La tercera película de la libanesa Nadine Labaki esconde uno de los peores peligros del cine pretendidamente social del presente: su mirada es tan extraña al mundo que retrata, tan anclada en una observación culposa, que concibe como única realidad la espectacularidad de sus miserias. Cafarnaúm cuenta la historia de Zain (notable presencia de Zain Al Rafeea), un niño que denuncia a sus padres por haberlo traído al mundo. Con una estructura narrativa de alternancia temporal, y contaminada por una trampa moral, Labaki combina ese proceso judicial con las causas que lo originaron.

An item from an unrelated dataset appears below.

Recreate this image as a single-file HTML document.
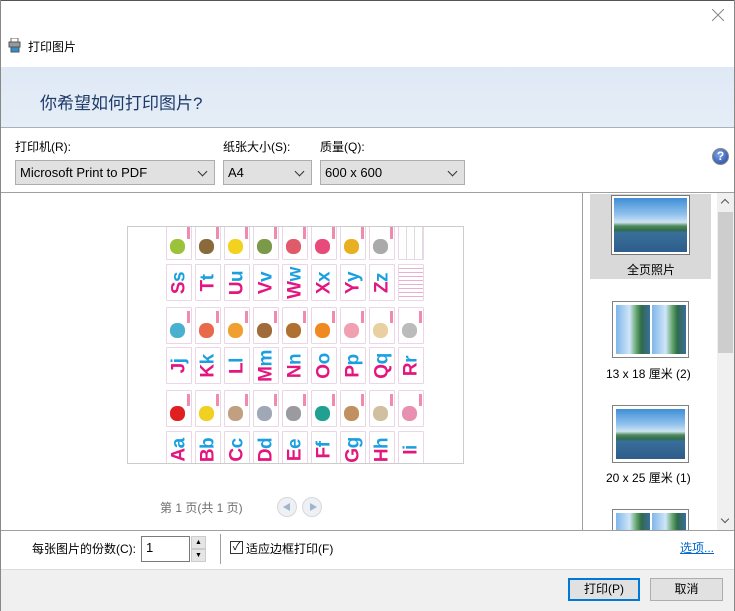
<!DOCTYPE html>
<html><head><meta charset="utf-8"><style>
*{box-sizing:border-box;margin:0;padding:0}
body{width:735px;height:611px;overflow:hidden;background:#fff;font-family:"Liberation Sans","Noto Sans CJK SC",sans-serif;font-size:12px;color:#000;position:relative}
.a{position:absolute}
.sel{position:absolute;top:160px;height:25px;background:#e1e1e1;border:1px solid #adadad;font-size:13px;padding:4px 0 0 4px}
.sel::after{content:"";position:absolute;right:8px;top:7px;width:6px;height:6px;border-right:1px solid #333;border-bottom:1px solid #333;transform:rotate(45deg)}
.card{position:absolute;width:26px;background:#fff;border:1px solid #ead6e6;border-radius:1px}
.lt{position:absolute;left:50%;top:50%;transform:translate(-50%,-50%) rotate(-90deg);font-weight:bold;font-size:19px;white-space:nowrap;line-height:1;letter-spacing:-0.5px}
.lt b{color:#e4157f}.lt i{font-style:normal;color:#1a9fe0}
.pic{position:absolute;left:3px;bottom:5px;width:15px;height:15px;border-radius:45%}
.pic::after{content:"";position:absolute;right:-5px;top:-12px;width:3px;height:12px;background:#e85a8a;opacity:.7}
.land{background:linear-gradient(#3f8ed6 0%,#8fc1ec 30%,#cfe3f3 45%,#4e8a5a 52%,#2f6c4e 60%,#3a6f9a 64%,#2d5d8a 100%)}
.land2{background:linear-gradient(90deg,#7fb6ea 0%,#cfe6f8 40%,#5b9f63 62%,#2f6a4c 75%,#3a6f9a 100%)}
</style></head><body>
<div class="a" style="left:0;top:0;width:735px;height:1px;background:#555"></div>
<div class="a" style="left:0;top:0;width:1px;height:611px;background:#888"></div>
<div class="a" style="right:0;top:0;width:1px;height:611px;background:#888"></div>
<svg class="a" style="left:712px;top:9px" width="12" height="12"><path d="M0 0L12 12M12 0L0 12" stroke="#888" stroke-width="1"/></svg>
<svg class="a" style="left:8px;top:38px" width="14" height="15"><rect x="3" y="0" width="7" height="4" fill="#fff" stroke="#666"/><rect x="1" y="4" width="11" height="5" fill="#999" stroke="#555"/><rect x="3" y="9" width="8" height="5" fill="#2f8fd0" stroke="#555"/></svg>
<div class="a" style="left:28px;top:38px;font-size:12px">打印图片</div>
<div class="a" style="left:1px;top:67px;width:733px;height:61px;background:linear-gradient(#dfe9f5,#e5edf7);border-bottom:1px solid #a8b2bd"></div>
<div class="a" style="left:40px;top:89px;font-size:17px;color:#1e3a68">你希望如何打印图片?</div>
<div class="a" style="left:15px;top:138px">打印机(R):</div>
<div class="a" style="left:223px;top:138px">纸张大小(S):</div>
<div class="a" style="left:320px;top:138px">质量(Q):</div>
<div class="sel" style="left:15px;width:200px">Microsoft Print to PDF</div>
<div class="sel" style="left:223px;width:89px">A4</div>
<div class="sel" style="left:320px;width:145px">600 x 600</div>
<div class="a" style="left:712px;top:148px;width:17px;height:17px;border-radius:50%;background:radial-gradient(circle at 40% 35%,#7ea6e8,#1c3f9a);border:1px solid #888;color:#fff;font-weight:bold;font-size:12px;text-align:center;line-height:15px">?</div>
<div class="a" style="left:1px;top:192px;width:733px;height:1px;background:#a0a0a0"></div>
<div class="a" style="left:582px;top:193px;width:1px;height:337px;background:#a0a0a0"></div>
<div class="a" style="left:127px;top:226px;width:337px;height:238px;border:1px solid #ccc;overflow:hidden">
<div class="a" style="left:38px;top:-4px;width:300px;height:250px">
<div class="card" style="left:0;top:0;height:37px"><div class="pic" style="background:#9bc23a"></div></div>
<div class="card" style="left:29px;top:0;height:37px"><div class="pic" style="background:#8a6a3a"></div></div>
<div class="card" style="left:58px;top:0;height:37px"><div class="pic" style="background:#f3d21f"></div></div>
<div class="card" style="left:87px;top:0;height:37px"><div class="pic" style="background:#7a9a4a"></div></div>
<div class="card" style="left:116px;top:0;height:37px"><div class="pic" style="background:#e05a6a"></div></div>
<div class="card" style="left:145px;top:0;height:37px"><div class="pic" style="background:#e84a7a"></div></div>
<div class="card" style="left:174px;top:0;height:37px"><div class="pic" style="background:#e8b020"></div></div>
<div class="card" style="left:203px;top:0;height:37px"><div class="pic" style="background:#aaa"></div></div>
<div class="card" style="left:232px;top:0;height:37px;background:repeating-linear-gradient(90deg,#fff 0 7px,#ddd 7px 8px)"></div>
<div class="card" style="left:0;top:41px;height:37px"><div class="lt"><b>S</b><i>s</i></div></div>
<div class="card" style="left:29px;top:41px;height:37px"><div class="lt"><b>T</b><i>t</i></div></div>
<div class="card" style="left:58px;top:41px;height:37px"><div class="lt"><b>U</b><i>u</i></div></div>
<div class="card" style="left:87px;top:41px;height:37px"><div class="lt"><b>V</b><i>v</i></div></div>
<div class="card" style="left:116px;top:41px;height:37px"><div class="lt"><b>W</b><i>w</i></div></div>
<div class="card" style="left:145px;top:41px;height:37px"><div class="lt"><b>X</b><i>x</i></div></div>
<div class="card" style="left:174px;top:41px;height:37px"><div class="lt"><b>Y</b><i>y</i></div></div>
<div class="card" style="left:203px;top:41px;height:37px"><div class="lt"><b>Z</b><i>z</i></div></div>
<div class="card" style="left:232px;top:41px;height:37px;background:repeating-linear-gradient(#fff 0 3px,#e8b0d0 3px 4px)"></div>
<div class="card" style="left:0;top:84px;height:37px"><div class="pic" style="background:#4ab0d0"></div></div>
<div class="card" style="left:29px;top:84px;height:37px"><div class="pic" style="background:#e86a4a"></div></div>
<div class="card" style="left:58px;top:84px;height:37px"><div class="pic" style="background:#f0a030"></div></div>
<div class="card" style="left:87px;top:84px;height:37px"><div class="pic" style="background:#a06a3a"></div></div>
<div class="card" style="left:116px;top:84px;height:37px"><div class="pic" style="background:#b07030"></div></div>
<div class="card" style="left:145px;top:84px;height:37px"><div class="pic" style="background:#f08a20"></div></div>
<div class="card" style="left:174px;top:84px;height:37px"><div class="pic" style="background:#f0a0b0"></div></div>
<div class="card" style="left:203px;top:84px;height:37px"><div class="pic" style="background:#e8d0a0"></div></div>
<div class="card" style="left:232px;top:84px;height:37px"><div class="pic" style="background:#bbb"></div></div>
<div class="card" style="left:0;top:124px;height:37px"><div class="lt"><b>J</b><i>j</i></div></div>
<div class="card" style="left:29px;top:124px;height:37px"><div class="lt"><b>K</b><i>k</i></div></div>
<div class="card" style="left:58px;top:124px;height:37px"><div class="lt"><b>L</b><i>l</i></div></div>
<div class="card" style="left:87px;top:124px;height:37px"><div class="lt"><b>M</b><i>m</i></div></div>
<div class="card" style="left:116px;top:124px;height:37px"><div class="lt"><b>N</b><i>n</i></div></div>
<div class="card" style="left:145px;top:124px;height:37px"><div class="lt"><b>O</b><i>o</i></div></div>
<div class="card" style="left:174px;top:124px;height:37px"><div class="lt"><b>P</b><i>p</i></div></div>
<div class="card" style="left:203px;top:124px;height:37px"><div class="lt"><b>Q</b><i>q</i></div></div>
<div class="card" style="left:232px;top:124px;height:37px"><div class="lt"><b>R</b><i>r</i></div></div>
<div class="card" style="left:0;top:167px;height:37px"><div class="pic" style="background:#e02020"></div></div>
<div class="card" style="left:29px;top:167px;height:37px"><div class="pic" style="background:#f0d020"></div></div>
<div class="card" style="left:58px;top:167px;height:37px"><div class="pic" style="background:#c0a080"></div></div>
<div class="card" style="left:87px;top:167px;height:37px"><div class="pic" style="background:#a0a8b8"></div></div>
<div class="card" style="left:116px;top:167px;height:37px"><div class="pic" style="background:#9a9aa0"></div></div>
<div class="card" style="left:145px;top:167px;height:37px"><div class="pic" style="background:#20a090"></div></div>
<div class="card" style="left:174px;top:167px;height:37px"><div class="pic" style="background:#c09060"></div></div>
<div class="card" style="left:203px;top:167px;height:37px"><div class="pic" style="background:#d0c0a0"></div></div>
<div class="card" style="left:232px;top:167px;height:37px"><div class="pic" style="background:#e890b0"></div></div>
<div class="card" style="left:0;top:208px;height:37px"><div class="lt"><b>A</b><i>a</i></div></div>
<div class="card" style="left:29px;top:208px;height:37px"><div class="lt"><b>B</b><i>b</i></div></div>
<div class="card" style="left:58px;top:208px;height:37px"><div class="lt"><b>C</b><i>c</i></div></div>
<div class="card" style="left:87px;top:208px;height:37px"><div class="lt"><b>D</b><i>d</i></div></div>
<div class="card" style="left:116px;top:208px;height:37px"><div class="lt"><b>E</b><i>e</i></div></div>
<div class="card" style="left:145px;top:208px;height:37px"><div class="lt"><b>F</b><i>f</i></div></div>
<div class="card" style="left:174px;top:208px;height:37px"><div class="lt"><b>G</b><i>g</i></div></div>
<div class="card" style="left:203px;top:208px;height:37px"><div class="lt"><b>H</b><i>h</i></div></div>
<div class="card" style="left:232px;top:208px;height:37px"><div class="lt"><b>I</b><i>i</i></div></div>
</div></div>
<div class="a" style="left:160px;top:499px;color:#6d6d6d;font-size:12px">第 1 页(共 1 页)</div>
<div class="a" style="left:277px;top:497px;width:20px;height:20px;border-radius:50%;background:#eef0f3;border:1px solid #d4d8de"><div class="a" style="left:5px;top:5px;border-right:7px solid #9fb4d0;border-top:4px solid transparent;border-bottom:4px solid transparent"></div></div>
<div class="a" style="left:302px;top:497px;width:20px;height:20px;border-radius:50%;background:#eef0f3;border:1px solid #d4d8de"><div class="a" style="left:7px;top:5px;border-left:7px solid #9fb4d0;border-top:4px solid transparent;border-bottom:4px solid transparent"></div></div>
<div class="a" style="left:590px;top:194px;width:121px;height:85px;background:#d9d9d9"></div>
<div class="a land" style="left:612px;top:196px;width:77px;height:58px;border:2px solid #fff;outline:1px solid #777"></div>
<div class="a" style="left:627px;top:261px">全页照片</div>
<div class="a" style="left:612px;top:301px;width:77px;height:57px;border:1px solid #808080;padding:2px;background:#fff"><div class="a land2" style="left:3px;top:3px;width:34px;height:49px"></div><div class="a land2" style="left:39px;top:3px;width:34px;height:49px"></div></div>
<div class="a" style="left:606px;top:365px;font-size:12px">13 x 18 厘米 (2)</div>
<div class="a" style="left:612px;top:405px;width:77px;height:58px;border:1px solid #808080;padding:3px;background:#fff"><div class="land" style="width:100%;height:100%"></div></div>
<div class="a" style="left:606px;top:469px;font-size:12px">20 x 25 厘米 (1)</div>
<div class="a" style="left:612px;top:509px;width:77px;height:21px;border:1px solid #808080;border-bottom:none;padding:3px 3px 0;background:#fff"><div class="a land2" style="left:3px;top:3px;width:34px;height:18px"></div><div class="a land2" style="left:39px;top:3px;width:34px;height:18px"></div></div>
<div class="a" style="left:717px;top:193px;width:17px;height:337px;background:#f0f0f0"></div>
<div class="a" style="left:718px;top:212px;width:15px;height:141px;background:#cdcdcd"></div>
<div class="a" style="left:722px;top:200px;width:6px;height:6px;border-left:1.5px solid #555;border-top:1.5px solid #555;transform:rotate(45deg)"></div>
<div class="a" style="left:722px;top:516px;width:6px;height:6px;border-right:1.5px solid #555;border-bottom:1.5px solid #555;transform:rotate(45deg)"></div>
<div class="a" style="left:1px;top:530px;width:733px;height:1px;background:#a0a0a0"></div>
<div class="a" style="left:32px;top:540px">每张图片的份数(C):</div>
<div class="a" style="left:141px;top:536px;width:49px;height:26px;border:1px solid #7a7a7a;padding:3px 0 0 4px;font-size:13px">1</div>
<div class="a" style="left:191px;top:536px;width:15px;height:13px;background:#e5e5e5;border:1px solid #ccc;font-size:7px;text-align:center;line-height:11px">▲</div>
<div class="a" style="left:191px;top:549px;width:15px;height:13px;background:#e5e5e5;border:1px solid #ccc;font-size:7px;text-align:center;line-height:11px">▼</div>
<div class="a" style="left:220px;top:534px;width:1px;height:30px;background:#a0a0a0"></div>
<div class="a" style="left:230px;top:541px;width:13px;height:13px;border:1px solid #333;font-size:11px;line-height:11px;text-align:center">✓</div>
<div class="a" style="left:246px;top:540px">适应边框打印(F)</div>
<div class="a" style="left:680px;top:539px;color:#0066cc;text-decoration:underline">选项...</div>
<div class="a" style="left:1px;top:569px;width:733px;height:42px;background:#f0f0f0;border-top:1px solid #dcdcdc"></div>
<div class="a" style="left:568px;top:578px;width:72px;height:23px;background:#e1e1e1;border:2px solid #0078d7;text-align:center;line-height:19px">打印(P)</div>
<div class="a" style="left:650px;top:578px;width:73px;height:23px;background:#e1e1e1;border:1px solid #adadad;text-align:center;line-height:21px">取消</div>
</body></html>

En la ciudad de los milagros de Jesús, la vida de Zain es un compendio de injusticias de las cuales nadie sale indemne. Labaki condensa el desamparo y la desidia en planos aéreos por los pasillos de un barrio pobre, intervenidos por una música insistente que convierte cualquier registro en el apelativo a una lágrima en ciernes. Tanto el opresivo contexto familiar de Zain como su periplo posterior al abandono de su hogar adolecen de una mirada compleja, se recuestan en provocaciones, y señalan responsabilidades que terminan siendo falaces y limitadas.
Hay un único momento en el que la verdad asoma tras los engranajes: Zain llega a un parque de diversiones en las afueras de la ciudad, conversa con el "hombre cucaracha" y comparte esa extraña supervivencia. En ese respiro pesa la verdadera desigualdad y el entramado abierto de sus causas, sin los evidentes subrayados para despertar conciencias.